Descobri que a possibilidade de morrer resume o tempo a 3 dimensões: ontem, hoje e agora. Não há o daqui a pouco, nem o segundo seguinte, muito menos o amanhã. Vem daí aquela crença de que vemos um filme na hora da morte. Não é um filme. É apenas a forma como o cérebro organiza nossas informações: tudo que já vivemos condensa-se no 'ontem', um pequeno ponto na memória. O 'hoje' é um ponto menor ainda. O 'agora' é o menor de todos. A vida, portanto, é uma reticências: 3 pontos seguidos. Só. Por isso é tão fácil visualizá-la num último relance.

Dentro de minha reticências já fui atleta e já pratiquei todo tipo de atividade física. Natação foi quase uma profissão para mim. Treinei tudo que me foi permitido na infância, na adolescência e quando adulto. Cheguei a me viciar em prática esportiva. Deixava compromissos sociais e familiares para treinar. Fui um nadador mediano, disputava campeonatos brasileiros, mas nunca cheguei ao alto nível. Não é preciso, porém, chegar à elite para saber que a vida de atleta exige extrema dedicação física, emocional, intelectual e de tudo e todos que nos cercam.

Minha vida de nadador acaba de entrar na categoria 'ontem'. Hoje estou hospitalizado. Acabam de descobrir que tenho uma doença cardíaca rara, incurável e progressiva.

Rara. Incurável. Progressiva.

Ok... tudo isso parece bem ruim, eu sei.

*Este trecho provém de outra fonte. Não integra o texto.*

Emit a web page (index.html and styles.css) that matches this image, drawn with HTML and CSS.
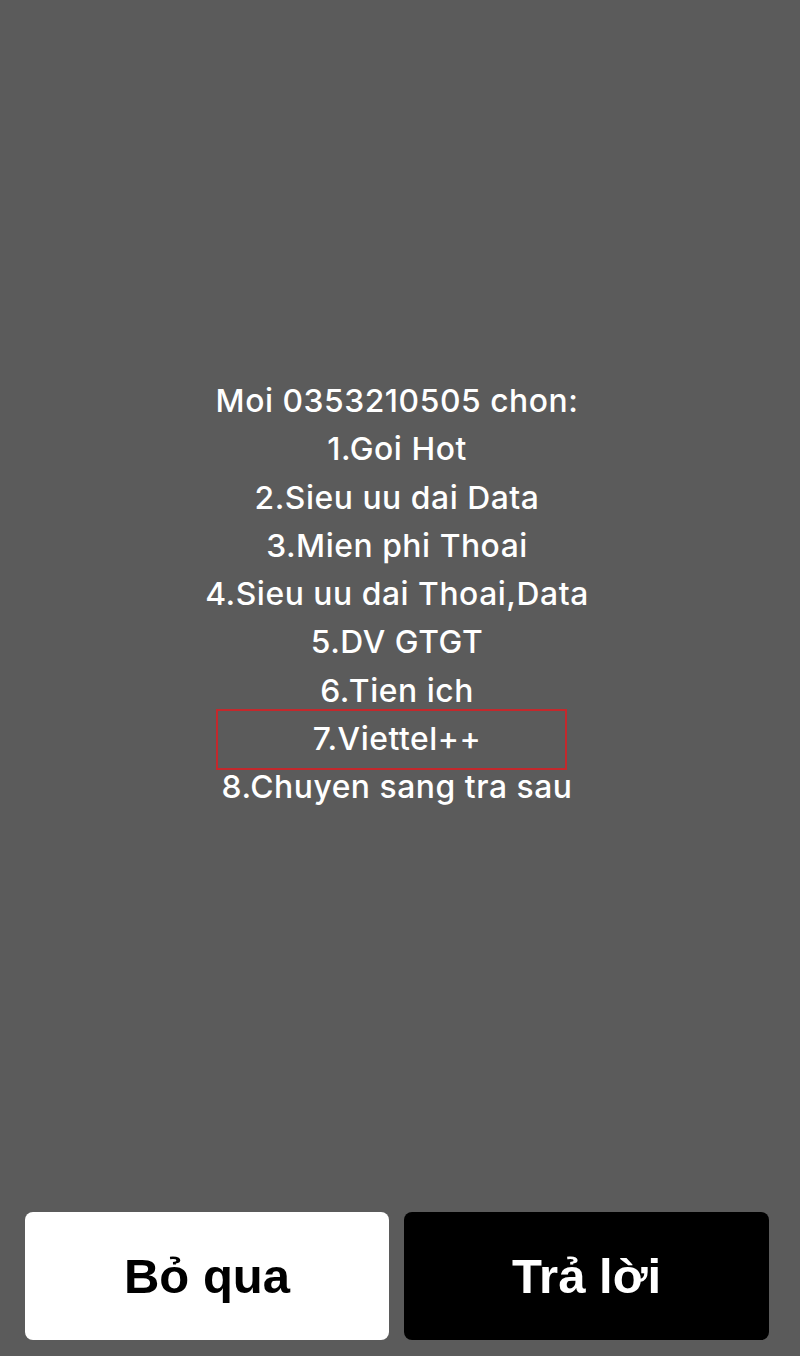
FILE: index.html
```html
<!DOCTYPE html>
<html lang="vi">
<head>
<meta charset="utf-8">
<title>USSD</title>
<link rel="stylesheet" href="styles.css">
</head>
<body>
<div class="screen">
  <div class="message">
    <div class="line">Moi 0353210505 chon:</div>
    <div class="line">1.Goi Hot</div>
    <div class="line">2.Sieu uu dai Data</div>
    <div class="line">3.Mien phi Thoai</div>
    <div class="line">4.Sieu uu dai Thoai,Data</div>
    <div class="line">5.DV GTGT</div>
    <div class="line">6.Tien ich</div>
    <div class="line line-marked">7.Viettel++</div>
    <div class="line">8.Chuyen sang tra sau</div>
  </div>
  <div class="actions">
    <button class="btn btn-skip">Bỏ qua</button>
    <button class="btn btn-reply">Trả lời</button>
  </div>
</div>
</body>
</html>
```
FILE: styles.css
```css
html, body {
  margin: 0;
  padding: 0;
  background: #5b5b5b;
}
.screen {
  height: 1356px;
  display: flex;
  flex-direction: column;
}
.message {
  flex: 1;
  padding: 377px 31px 0 25px;
  color: #ffffff;
  font-family: Inter, "Noto Sans", sans-serif;
  font-weight: 500;
  font-size: 31.8px;
  letter-spacing: 0.55px;
  line-height: 48.25px;
  text-align: center;
}
.line {
  position: relative;
  white-space: nowrap;
}
.line-marked::after {
  content: "";
  position: absolute;
  left: 191px;
  top: -6px;
  width: 351px;
  height: 61px;
  box-sizing: border-box;
  border: 2px solid #c4282c;
}
.actions {
  display: grid;
  grid-template-columns: 364px 365px;
  column-gap: 15px;
  padding: 0 31px 16px 25px;
}
.btn {
  height: 128px;
  border: none;
  border-radius: 8px;
  font-family: "Liberation Sans", Arial, sans-serif;
  font-weight: 700;
  font-size: 49px;
  padding: 0;
  margin: 0;
}
.btn-skip {
  background: #ffffff;
  color: #000000;
}
.btn-reply {
  background: #000000;
  color: #ffffff;
}
```
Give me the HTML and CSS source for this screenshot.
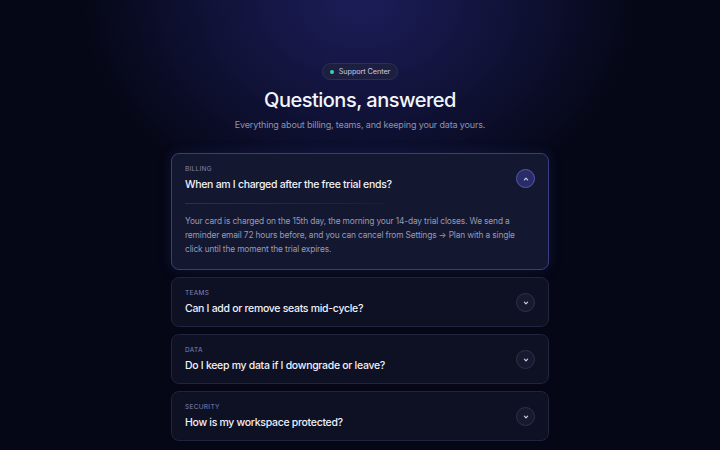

Deveria ser proibido juntar essas 3 palavras numa doença só. Mal terminei a primeira página e já há meia dúzia de palavras que me assustam. Contudo, há aspectos positivos no universo das doenças, algo difícil de aceitar num primeiro momento.

Em primeiro lugar, é preciso entender que o diagnóstico de uma doença não é algo necessariamente negativo. Tá... não é legal... eu sei... mas sem um diagnóstico, por melhor ou pior que seja, as chances de combater uma enfermidade seriam bastante reduzidas. Aceitar uma enfermidade não é fácil, mas desconhecê-la é muito pior e muito mais arriscado.

Em segundo lugar, a ideia de morte nos coloca em contato com aquilo que é prioridade em nossas vidas. Obviamente, todos nós conhecemos nossas prioridades e planos, mas vivemos como se houvesse um longo futuro para realizá-los. Se temos algo como prioridade e adiamos sua realização, então pressupomos que o futuro está garantido. Pode ser que não esteja.

"Vida Súbita" pretende ser uma série de textos sobre nossa condição de seres do "ontem, hoje e agora". Isso não significa negar a esperança que cada um tem de futuro, mas estimular pessoas a trazerem suas prioridades para o momento presente.

Não tenho o objetivo de escrever sobre auto-ajuda, sobre como realizar hoje tudo aquilo que alguém sonha em vida. Não sou candidato a guru. A ideia principal é usar minha atual condição de vida para refletir sobre tensões e superações comuns a todos nós.

Aqui também serão registradas histórias de pessoas que enfrentam ou enfrentaram seus próprios desafios de vida. A ideia é criar um espaço para compartilhar histórias de superação ou mesmo de não-superação. Será um registro sobre a forma como lidamos com algo que, um dia, a ciência promete vencer: o drama da doença e de nossa própria morte.